### Aim of the exercise
Identify each line below that contains the word "code", and copy it out.

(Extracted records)
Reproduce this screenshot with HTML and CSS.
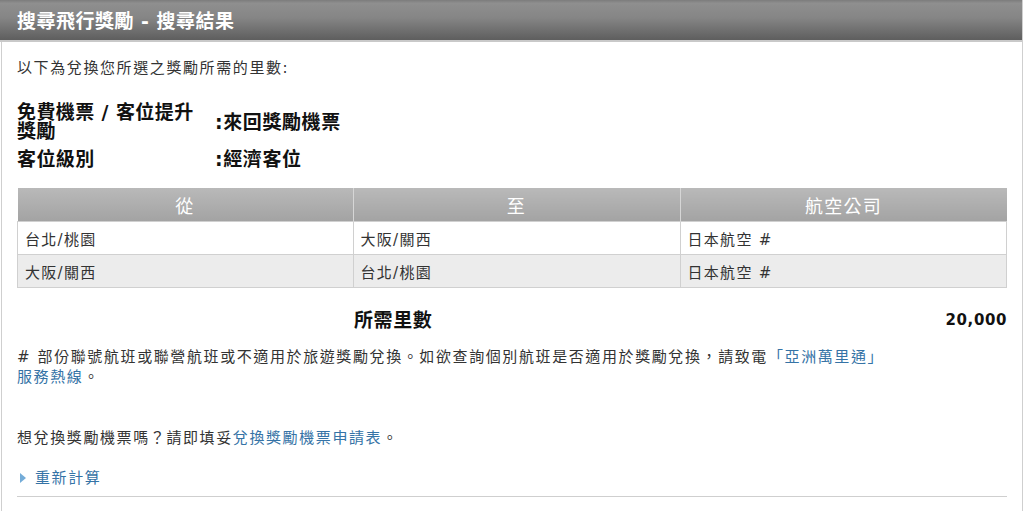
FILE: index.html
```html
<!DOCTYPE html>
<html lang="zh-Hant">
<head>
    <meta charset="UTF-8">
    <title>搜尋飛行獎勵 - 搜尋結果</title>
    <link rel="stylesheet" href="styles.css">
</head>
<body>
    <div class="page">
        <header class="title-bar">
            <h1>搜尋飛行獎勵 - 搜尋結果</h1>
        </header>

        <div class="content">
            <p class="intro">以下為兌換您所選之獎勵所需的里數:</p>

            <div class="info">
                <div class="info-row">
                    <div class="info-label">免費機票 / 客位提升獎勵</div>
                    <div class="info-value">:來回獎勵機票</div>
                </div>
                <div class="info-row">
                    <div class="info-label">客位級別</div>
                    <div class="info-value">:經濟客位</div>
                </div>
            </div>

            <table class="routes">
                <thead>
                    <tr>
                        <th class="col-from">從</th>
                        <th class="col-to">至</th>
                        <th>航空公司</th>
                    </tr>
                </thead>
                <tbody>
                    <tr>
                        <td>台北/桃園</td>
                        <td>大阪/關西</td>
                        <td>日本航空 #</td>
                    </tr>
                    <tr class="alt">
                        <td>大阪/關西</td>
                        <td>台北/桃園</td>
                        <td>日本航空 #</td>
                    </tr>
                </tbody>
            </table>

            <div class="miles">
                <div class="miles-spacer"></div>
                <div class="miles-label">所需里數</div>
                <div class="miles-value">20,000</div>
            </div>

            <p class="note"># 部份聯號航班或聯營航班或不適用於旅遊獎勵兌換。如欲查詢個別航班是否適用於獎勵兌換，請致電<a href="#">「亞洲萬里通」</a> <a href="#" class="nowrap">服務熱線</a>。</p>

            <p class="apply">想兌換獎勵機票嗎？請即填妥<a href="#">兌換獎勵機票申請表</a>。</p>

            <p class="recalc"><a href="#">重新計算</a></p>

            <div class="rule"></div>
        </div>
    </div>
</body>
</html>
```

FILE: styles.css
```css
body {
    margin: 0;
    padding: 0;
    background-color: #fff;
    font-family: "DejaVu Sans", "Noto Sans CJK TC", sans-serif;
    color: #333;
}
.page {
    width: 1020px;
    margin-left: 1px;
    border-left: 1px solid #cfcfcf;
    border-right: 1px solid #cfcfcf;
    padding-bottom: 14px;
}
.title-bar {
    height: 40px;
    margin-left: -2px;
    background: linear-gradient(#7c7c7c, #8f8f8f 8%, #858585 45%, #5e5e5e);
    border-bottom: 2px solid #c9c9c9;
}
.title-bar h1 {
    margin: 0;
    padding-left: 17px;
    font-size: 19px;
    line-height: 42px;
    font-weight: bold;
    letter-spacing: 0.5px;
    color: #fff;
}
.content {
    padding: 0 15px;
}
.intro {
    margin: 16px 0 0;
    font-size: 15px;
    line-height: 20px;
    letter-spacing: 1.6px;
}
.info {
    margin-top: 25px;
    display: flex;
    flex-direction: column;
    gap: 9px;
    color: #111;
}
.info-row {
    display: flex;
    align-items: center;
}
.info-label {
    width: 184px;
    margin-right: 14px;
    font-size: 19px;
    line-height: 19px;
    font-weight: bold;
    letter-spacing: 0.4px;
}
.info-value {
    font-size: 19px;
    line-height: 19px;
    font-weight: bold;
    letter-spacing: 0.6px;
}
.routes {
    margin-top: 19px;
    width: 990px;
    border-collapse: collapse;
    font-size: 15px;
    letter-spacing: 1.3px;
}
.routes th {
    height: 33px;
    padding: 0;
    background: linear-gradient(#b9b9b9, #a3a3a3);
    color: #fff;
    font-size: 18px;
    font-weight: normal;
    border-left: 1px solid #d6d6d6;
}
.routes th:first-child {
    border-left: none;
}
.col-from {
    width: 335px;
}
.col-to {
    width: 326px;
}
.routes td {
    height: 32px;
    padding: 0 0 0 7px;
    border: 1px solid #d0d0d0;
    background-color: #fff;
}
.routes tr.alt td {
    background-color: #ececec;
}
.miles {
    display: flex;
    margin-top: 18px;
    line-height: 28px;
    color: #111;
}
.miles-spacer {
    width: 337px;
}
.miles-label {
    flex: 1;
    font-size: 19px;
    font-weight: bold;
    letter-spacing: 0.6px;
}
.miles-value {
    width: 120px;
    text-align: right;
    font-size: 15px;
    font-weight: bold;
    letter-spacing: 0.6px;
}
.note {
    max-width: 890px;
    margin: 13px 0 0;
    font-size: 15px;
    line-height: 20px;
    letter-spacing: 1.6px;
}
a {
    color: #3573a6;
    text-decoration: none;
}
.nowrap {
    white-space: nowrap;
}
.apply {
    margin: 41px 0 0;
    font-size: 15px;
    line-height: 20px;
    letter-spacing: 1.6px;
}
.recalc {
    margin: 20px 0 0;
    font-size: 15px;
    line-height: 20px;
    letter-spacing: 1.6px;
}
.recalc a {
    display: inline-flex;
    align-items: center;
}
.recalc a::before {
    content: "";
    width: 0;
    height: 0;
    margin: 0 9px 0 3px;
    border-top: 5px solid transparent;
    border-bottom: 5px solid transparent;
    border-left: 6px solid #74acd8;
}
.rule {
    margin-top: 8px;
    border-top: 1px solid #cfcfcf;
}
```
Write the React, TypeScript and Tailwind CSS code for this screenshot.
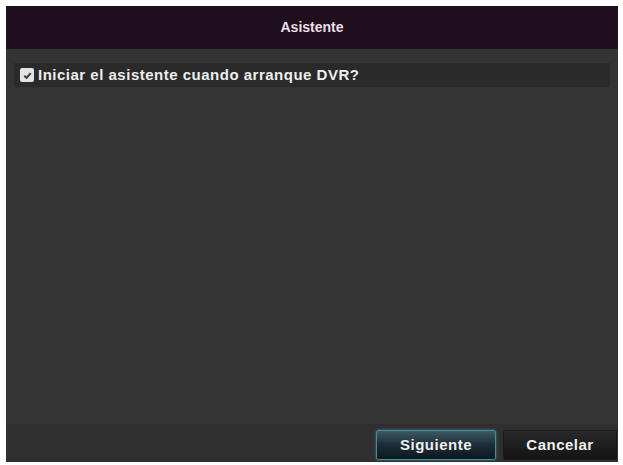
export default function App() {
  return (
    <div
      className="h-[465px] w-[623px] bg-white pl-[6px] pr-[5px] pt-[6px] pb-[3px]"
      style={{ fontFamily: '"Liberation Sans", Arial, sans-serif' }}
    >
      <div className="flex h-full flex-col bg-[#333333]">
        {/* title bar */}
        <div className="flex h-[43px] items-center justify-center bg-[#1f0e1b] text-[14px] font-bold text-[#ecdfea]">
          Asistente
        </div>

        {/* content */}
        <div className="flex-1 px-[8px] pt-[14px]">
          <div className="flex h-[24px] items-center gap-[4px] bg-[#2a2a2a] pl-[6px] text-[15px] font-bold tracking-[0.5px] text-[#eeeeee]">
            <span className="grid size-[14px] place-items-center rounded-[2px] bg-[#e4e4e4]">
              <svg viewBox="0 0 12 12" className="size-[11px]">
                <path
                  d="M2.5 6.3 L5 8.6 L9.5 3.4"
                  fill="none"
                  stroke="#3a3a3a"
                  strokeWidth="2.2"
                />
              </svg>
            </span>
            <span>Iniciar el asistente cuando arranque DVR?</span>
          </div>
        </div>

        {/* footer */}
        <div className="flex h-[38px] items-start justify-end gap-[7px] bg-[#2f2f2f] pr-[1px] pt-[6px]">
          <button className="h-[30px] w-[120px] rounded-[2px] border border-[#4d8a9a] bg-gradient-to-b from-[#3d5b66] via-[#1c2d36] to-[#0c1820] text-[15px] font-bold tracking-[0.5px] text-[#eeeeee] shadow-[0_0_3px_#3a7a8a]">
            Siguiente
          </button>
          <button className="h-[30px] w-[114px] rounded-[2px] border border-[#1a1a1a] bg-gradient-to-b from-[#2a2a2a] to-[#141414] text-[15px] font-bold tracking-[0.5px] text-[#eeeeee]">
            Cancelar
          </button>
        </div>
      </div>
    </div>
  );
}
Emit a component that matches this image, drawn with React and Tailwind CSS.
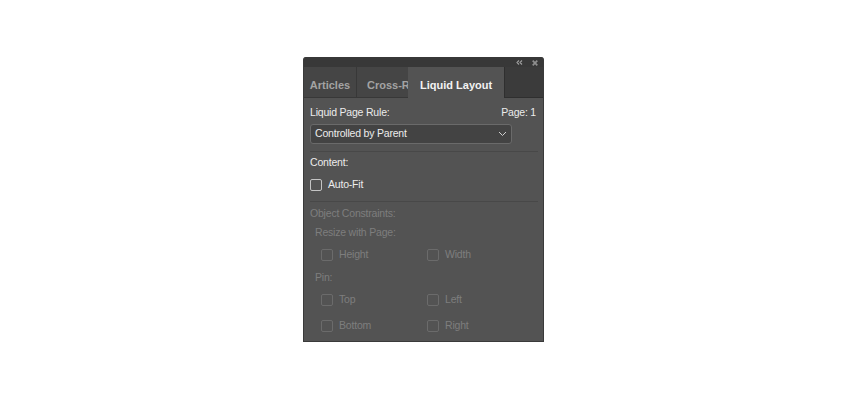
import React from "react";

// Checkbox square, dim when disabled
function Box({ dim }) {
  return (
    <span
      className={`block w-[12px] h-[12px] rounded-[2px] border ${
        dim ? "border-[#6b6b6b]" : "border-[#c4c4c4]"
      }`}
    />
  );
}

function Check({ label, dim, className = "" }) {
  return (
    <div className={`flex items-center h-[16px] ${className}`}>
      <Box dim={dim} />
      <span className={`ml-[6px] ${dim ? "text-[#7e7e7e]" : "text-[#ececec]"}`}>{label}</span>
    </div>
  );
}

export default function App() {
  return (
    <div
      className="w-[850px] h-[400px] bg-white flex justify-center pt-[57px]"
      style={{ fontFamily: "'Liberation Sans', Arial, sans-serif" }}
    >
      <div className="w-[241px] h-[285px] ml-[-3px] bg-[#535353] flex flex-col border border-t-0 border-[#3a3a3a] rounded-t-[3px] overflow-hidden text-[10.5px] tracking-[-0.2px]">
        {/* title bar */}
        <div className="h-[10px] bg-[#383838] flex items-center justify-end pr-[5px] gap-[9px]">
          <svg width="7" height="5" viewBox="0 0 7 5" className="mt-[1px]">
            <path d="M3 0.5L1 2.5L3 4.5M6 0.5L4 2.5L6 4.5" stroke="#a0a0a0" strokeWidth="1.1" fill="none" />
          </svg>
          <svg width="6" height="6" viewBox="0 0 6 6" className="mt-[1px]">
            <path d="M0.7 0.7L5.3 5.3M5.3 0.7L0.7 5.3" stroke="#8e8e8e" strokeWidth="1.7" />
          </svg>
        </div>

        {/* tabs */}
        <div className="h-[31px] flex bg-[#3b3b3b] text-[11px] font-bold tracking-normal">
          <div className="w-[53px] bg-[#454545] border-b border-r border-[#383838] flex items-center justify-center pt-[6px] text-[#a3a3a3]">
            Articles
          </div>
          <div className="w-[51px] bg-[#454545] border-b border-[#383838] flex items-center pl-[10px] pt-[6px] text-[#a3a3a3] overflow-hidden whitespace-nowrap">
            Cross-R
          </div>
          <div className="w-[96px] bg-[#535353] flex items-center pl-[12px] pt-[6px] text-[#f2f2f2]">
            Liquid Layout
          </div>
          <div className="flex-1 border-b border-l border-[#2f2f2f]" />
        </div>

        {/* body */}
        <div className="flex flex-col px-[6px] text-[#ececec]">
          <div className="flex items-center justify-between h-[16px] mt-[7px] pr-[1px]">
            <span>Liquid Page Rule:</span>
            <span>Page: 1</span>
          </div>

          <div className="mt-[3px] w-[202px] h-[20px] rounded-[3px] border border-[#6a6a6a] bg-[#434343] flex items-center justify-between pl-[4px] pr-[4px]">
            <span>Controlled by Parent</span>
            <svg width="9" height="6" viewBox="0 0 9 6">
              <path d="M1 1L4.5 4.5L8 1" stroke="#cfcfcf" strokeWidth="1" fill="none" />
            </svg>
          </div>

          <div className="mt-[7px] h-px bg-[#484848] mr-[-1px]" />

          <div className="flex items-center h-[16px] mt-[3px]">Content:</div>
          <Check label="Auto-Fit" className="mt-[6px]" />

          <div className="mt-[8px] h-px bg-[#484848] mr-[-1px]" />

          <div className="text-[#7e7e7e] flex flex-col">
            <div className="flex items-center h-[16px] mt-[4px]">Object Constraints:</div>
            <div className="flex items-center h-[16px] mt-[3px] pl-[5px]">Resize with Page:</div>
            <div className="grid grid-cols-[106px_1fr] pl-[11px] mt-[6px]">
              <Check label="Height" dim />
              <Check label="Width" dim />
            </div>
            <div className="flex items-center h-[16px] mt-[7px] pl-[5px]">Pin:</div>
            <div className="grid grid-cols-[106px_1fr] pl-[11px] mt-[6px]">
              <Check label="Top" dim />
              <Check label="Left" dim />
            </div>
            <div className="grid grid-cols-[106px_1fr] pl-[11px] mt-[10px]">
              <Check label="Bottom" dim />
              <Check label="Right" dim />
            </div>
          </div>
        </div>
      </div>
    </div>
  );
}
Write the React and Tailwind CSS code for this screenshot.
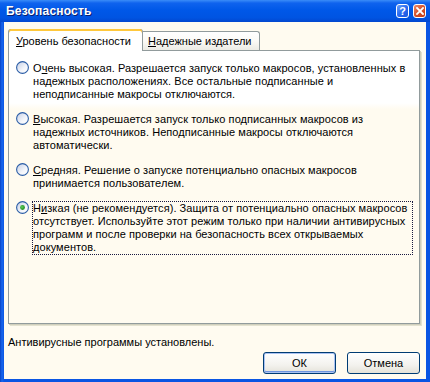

### Solution to this problem
Write the React, TypeScript and Tailwind CSS code for this screenshot.
Write the React and Tailwind CSS code for this screenshot.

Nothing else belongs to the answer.